A graduate of PMA, Espino was placed in different police ranks. He started out as an intelligence and operations officer in Quirino Constabulary Command; then, as company commander both in the Philippine Constabulary of La Union and Pangasinan; commanding officer of Angeles Metrodiacom, Pampanga; district commander in Criminal Investigation Service, Region 3 of Philippine National Police; narcotics regional chief of Region 3, Philippine National Police; provincial director, La Union Police Provincial office; provincial director, Pangasinan Police Provincial office; chief, Regional Directorial Staff in Region I, Philippine National Police; and finally, as a regional director in Region I, Philippine National Police.

==As a lawmaker and governor==

Two-time representative of the second district of Pangasinan, Espino was the first former military and police officer in modern times to become governor of Pangasinan.

Espino vowed to restore peace and order in Pangasinan in the wake of unsolved political killings of San Carlos City Mayor Julian Resuello and San Manuel Vice Mayor Bonie Apilado.

In the campaign, Espino vowed to also put an end to cattle rustling which is rampant in some towns of central Pangasinan, particularly in San Carlos City.

Espino also outlined his other top priorities for Pangasinan which are: tourism and investments promotions; environmental protection, sports development and hosting of national and international events using the Narciso Ramos Sports and Civic Center in Lingayen, venue of the 1995 Palarong Pambansa.

During his oath-taking on June 30, 2007, he was quoted as saying, “Our destiny as a province and our future as a people depend not upon one single person, much less the governor, even with all the powers in his hands."
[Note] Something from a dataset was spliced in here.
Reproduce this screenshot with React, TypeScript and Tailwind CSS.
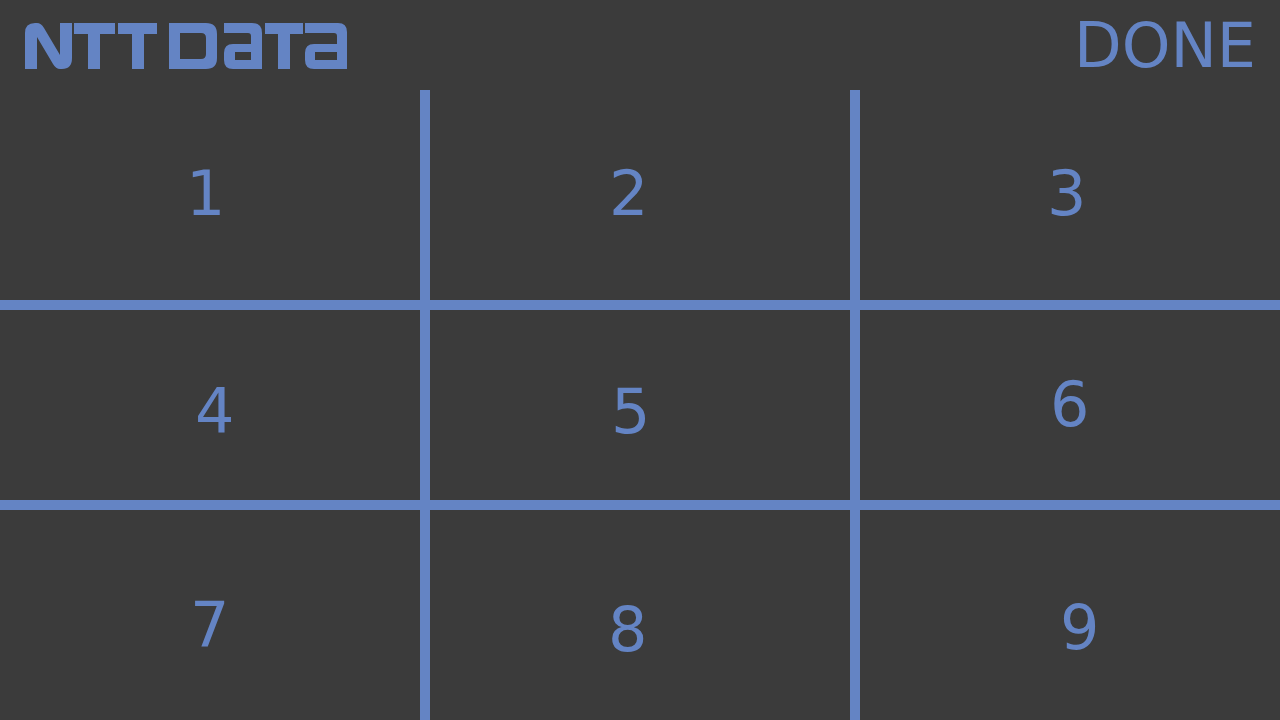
import React from 'react';

const font = "font-['DejaVu_Sans',sans-serif]";

// svg origin sits at page (20,20)
const Logo = () => (
  <svg width="330" height="54" viewBox="0 0 330 54" fill="#6484c4" className="block">
    <path d="M5 49V13Q5 3 15 3H17Q21 3 24 8L40 35V3H52V38Q52 49 42 49H40Q36 49 33 44L17 17V49Z" />
    <path d="M54 3H95V14H80V49H68V14H54Z" />
    <path d="M98 3H137V14H124V49H112V14H98Z" />
    <path fillRule="evenodd" d="M149 3H186Q197 3 197 14V38Q197 49 186 49H149ZM160 13V39H181Q186 39 186 34V18Q186 13 181 13Z" />
    <path fillRule="evenodd" d="M204 3H232Q242 3 242 13V49H213Q204 49 204 40V33Q204 24 213 24H231V16Q231 13 228 13H204ZM215 32V40H231V32Z" />
    <path d="M245 3H283V14H270V49H258V14H245Z" />
    <path fillRule="evenodd" d="M285 3H318Q327 3 327 12V49H294Q285 49 285 40V33Q285 24 294 24H317V16Q317 13 314 13H285ZM295 32V40H317V32Z" />
  </svg>
);

const cells = [
  { label: '1', cls: 'w-[430px] h-[220px] border-r-[10px] border-b-[10px] pl-[186px] pt-[66px]' },
  { label: '2', cls: 'w-[430px] h-[220px] border-r-[10px] border-b-[10px] pl-[179px] pt-[66px]' },
  { label: '3', cls: 'w-[420px] h-[220px] border-b-[10px] pl-[187px] pt-[66px]' },
  { label: '4', cls: 'w-[430px] h-[200px] border-r-[10px] border-b-[10px] pl-[195px] pt-[64px]' },
  { label: '5', cls: 'w-[430px] h-[200px] border-r-[10px] border-b-[10px] pl-[181px] pt-[64px]' },
  { label: '6', cls: 'w-[420px] h-[200px] border-b-[10px] pl-[190px] pt-[57px]' },
  { label: '7', cls: 'w-[430px] h-[210px] border-r-[10px] pl-[190px] pt-[77px]' },
  { label: '8', cls: 'w-[430px] h-[210px] border-r-[10px] pl-[178px] pt-[82px]' },
  { label: '9', cls: 'w-[420px] h-[210px] pl-[200px] pt-[80px]' },
];

export default function App() {
  return (
    <div className={`w-[1280px] h-[720px] overflow-hidden bg-[#3b3b3b] text-[#6484c4] ${font}`}>
      <div className="h-[90px] flex justify-between pl-5 pr-[24px] pt-[4px]">
        <div className="pt-[16px]">
          <Logo />
        </div>
        <span className="text-[62px] leading-[84px]">DONE</span>
      </div>
      <div className="flex flex-wrap w-[1280px]">
        {cells.map((c) => (
          <div key={c.label} className={`border-[#6484c4] text-[62px] leading-[76px] ${c.cls}`}>
            {c.label}
          </div>
        ))}
      </div>
    </div>
  );
}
In 2016 National and Local Elections, Espino ran for representative of 5th District of Pangasinan under Aksyon Demokratiko Party and he was able to win on 2016 Elections against his former ally, Carmen "Kimi" Cojuangco, whose seeking her third and last term in Congress. Espino sought for re-election bid for the second time in the recently concluded 2019 Midterm Elections, however, he lost to Ramon Guico III, a last-term Mayor of Binalonan town located in 5th District.

Meanwhile, Congressman Espino's youngest child, Mayor Jumel Anthony of Bugallon town, won as representative of 2nd District of Pangasinan as well as his wife, Priscilla, won for Mayor of Bugallon, succeeding for their son and lastly incumbent Pangasinan governor Amado "Pogi" Espino III was re-elected for his second term.

==Controversies==
=== Jueteng involvement ===

In December 2012, Governor Amado Espino was accused of receiving bribes from jueteng operators in Pangasinan amounting to P10 million per month. Espino believes that is political smearing against him by Alaminos Mayor Nani Braganza, his opponent in the election.

Jueteng is an illegal numbers game in the Philippines.

=== Allegation of drug trafficking ===

In August 2016, Congressman Amado Espino was identified as one of six government officials accused of illegal drug operations at the New Bilibid Prison. The drug matrix released by the government also linked Espino to illegal mining operations in Pangasinan. On September 27, 2016, President Duterte cleared Espino of the charges relating to the illegal drug trade, publicly apologized to him for the lapse in the validation of the intelligence report, but maintained that the charges of illegal mining against him and Pangasinan Administrator Rafael Baraan remain valid as the Sandiganbayan has already decided on the case. He later decided to leave his old party and joined PDP–Laban.

=== Black sand mining ===

On September 8, 2016, the Sandiganbayan ordered a 90-day suspension for Espino as Congressman of Pangasinan due to alleged black sand mining in the province.